GEF projects aim to deliver global environmental benefits, but their long-term impact also depends on whether they generate meaningful socioeconomic co-benefits.
These include improved livelihoods, stronger institutions, and more inclusive governance, which can anchor environmental outcomes in local priorities and sustain results. This evaluation addresses a critical gap by examining how co-benefits emerge, when they endure, and what limits their potential.
Socioeconomic co-benefits are increasingly recognized as essential to the GEF’s mandate, because they help bridge global environmental objectives with local development needs.
Evaluation overview
- Many projects lack clear pathways for co-benefits, overlook potential short-term trade-offs, and under-report results due to weak monitoring and short implementation cycles.

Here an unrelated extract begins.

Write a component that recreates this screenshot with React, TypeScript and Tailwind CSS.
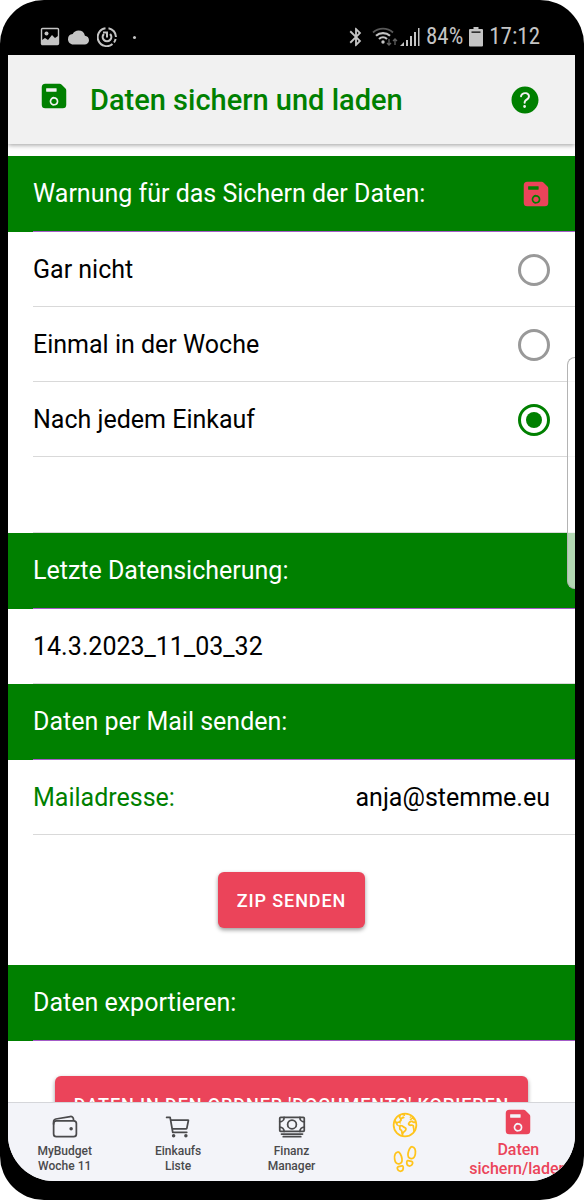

- Successful cases align with community initiatives, build on local institutions, and link environmental goals with tangible benefits; outcomes also improve where projects adapt midway or recover from weak starts.
- The evaluation recommends defining co-benefit pathways and risks in design, strengthening country-level portfolio coordination, and systematically tracking and reporting co-benefits.
Methodology
The study reviews GEF-4 through GEF-7 projects across 27 countries, using portfolio analysis, geospatial methods, case studies in Chad, Mexico, and Nepal, and extensive stakeholder interviews.